С новой точки зрения происходит переоценка и возможностей «понимания»: «...все хорошо — что мы не понимаем; а что мы понимаем, то уже не очень хорошо» (97, XIII). Истина есть то, что произрастает, что рождается, что имеет в себе «семя» и что, по мнению Розанова, тем самым уже религиозно освящено. Но главной «истиной» для Розанова является бог. Однако и к богу-истине он применяет те же физиологические критерии: «Бог есть самое «теплое» для меня. С богом мне «всего теплее». С богом никогда не скучно и не холодно» (100, 116—117).
В прямой зависимости от особенностей мистико-физиологического пантеизма Розанова находится истолкование им основных (ветхозаветных по преимуществу) религиозных мифов. По Розанову, понятие бога-творца как бога-отца оказывается навеянным «богословским недомыслием», ошибкой, так как у истоков мира «два бога — мужская сторона его и сторона — женская» (99, 29).
Двигаясь в глубь религиозной проблематики, Розанов приходит к иудаизму, дохристианской восточной мистике, политеистическим верованиям Древнего Вавилона и Египта с их поклонениями животным и фаллическими культами. «Его воспаленное воображение, — писал в этой связи литературный критик Волжский, — влекут к себе мистерии натурального начала, мистерии вечно рождающей, изначально животной, божественной в животной сущности своей природы» (47, 317). На этом основании Розанов не приемлет Нового завета, ибо учение Христа есть для него прежде всего религия смерти, приготовления к смерти, страдания, аскетизма, безбрачия и мироотрицания. Не устраивает Розанова и догмат о «бессеменном зачатии» Христа.

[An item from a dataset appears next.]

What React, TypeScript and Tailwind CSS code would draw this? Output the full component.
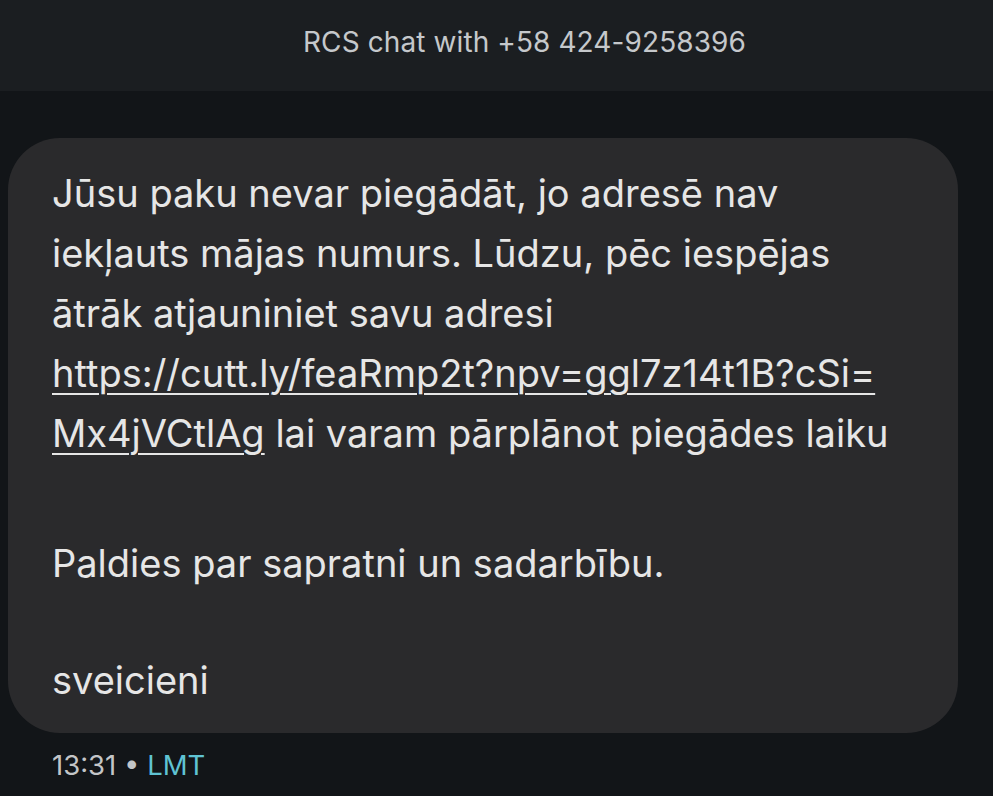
import React from 'react'

// 消息正文,按截图逐行断开
const lines: React.ReactNode[] = [
  'Jūsu paku nevar piegādāt, jo adresē nav',
  'iekļauts mājas numurs. Lūdzu, pēc iespējas',
  'ātrāk atjauniniet savu adresi',
  <span className="underline decoration-2 underline-offset-[6px]">https://cutt.ly/feaRmp2t?npv=ggl7z14t1B?cSi=</span>,
  <>
    <span className="underline decoration-2 underline-offset-[6px]">Mx4jVCtlAg</span> lai varam pārplānot piegādes laiku
  </>,
]

function App() {
  return (
    <div
      className="w-[993px] h-[796px] overflow-hidden bg-[#121518] flex flex-col"
      style={{ fontFamily: 'Inter, Roboto, "Noto Sans", sans-serif' }}
    >
      {/* 顶部标题栏 */}
      <div className="h-[91px] bg-[#1b1e21] flex justify-center pl-[56px] pt-[23px]">
        <span className="text-[28px] leading-[38px] text-[#c5c8cb] tracking-[0.1px]">
          RCS chat with +58 424-9258396
        </span>
      </div>

      <div className="pt-[47px] pl-[8px]">
        {/* 消息气泡 */}
        <div className="w-[950px] h-[595px] bg-[#2a2a2c] rounded-[52px] pl-[44px] pt-[25px] text-[38px] leading-[60px] text-[#e6e6e6]">
          {lines.map((l, i) => (
            <div key={i} className="whitespace-nowrap">{l}</div>
          ))}
          <div className="h-[70px]" />
          <div>Paldies par sapratni un sadarbību.</div>
          <div className="h-[57px]" />
          <div>sveicieni</div>
        </div>
        <div className="pl-[44px] pt-[14px] text-[27.5px] leading-[36px] text-[#c3c5c7]">
          13:31 • <span className="text-[#5fc3d3]">LMT</span>
        </div>
      </div>
    </div>
  )
}
export default App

С течением времени религиозный модернизм Розанова принимал все более резкие и истеричные формы. Но всегда это был одновременно и трусливый модернизм, модернизм с оглядкой и покаянием. «...Нет, — писал он незадолго до смерти, — что-то надо выбирать: или Вет[хий] Зав[ет], или Новый... не будь этого ужасного религиозного цинизма в Европе, м[ожет] б[ыть] я всю жизнь простоял бы «тихо и миловидно» «со свечками» и переживал бы только «христианские (православные) умиления». Но хохот над богом давно поражает меня, хохот — самих попов, хохот — самого духовенства...» (103, 30—31). Здесь, как и в других работах, Розанов лукавит, юродствует и лжет, так как гораздо чаще он утверждал нечто совсем противоположное: «Да что же и дорого-то в России, как не старые церкви... церковь старая-старая, и дьячок «не очень», и священник тоже «не очень», все с грешком, слабенькие. А тепло только тут» (101, 248). Или: «все-таки попы мне всего милее на свете» (там же, 326).
Относясь к слову систематически нечестно, Розанов никогда не скрывал своей непоследовательности, поэтому простого указания на его двурушничество по отношению к церкви недостаточно. К тому же скользким и непоследовательным он был не только в своем религиозном модернизме, но и в этических и социально-политических принципах; он даже склонен был подводить под свое двурушничество некоторый метафизический фундамент: «Есть вещи в себе диалектические, высвечивающие (сами) и одним светом и другим, кажущиеся с одной стороны так, а с другой — иначе. Мы, люди, страшно несчастны в своих суждениях перед этими диалектическими вещами, ибо страшно бессильны. «Бог взял концы вещей и связал в узел, — неразвязываемый». Распутать невозможно, а разрубить — все умрет. И приходится говорить «синее, белое, красное»» (100, 62). Но это объяснение, претендующее на оправдание беспринципности, не выдерживает критики, так как диалектика «вещей» не предполагает мировоззренческого, нравственного и гносеологического релятивизма, как это было у Розанова.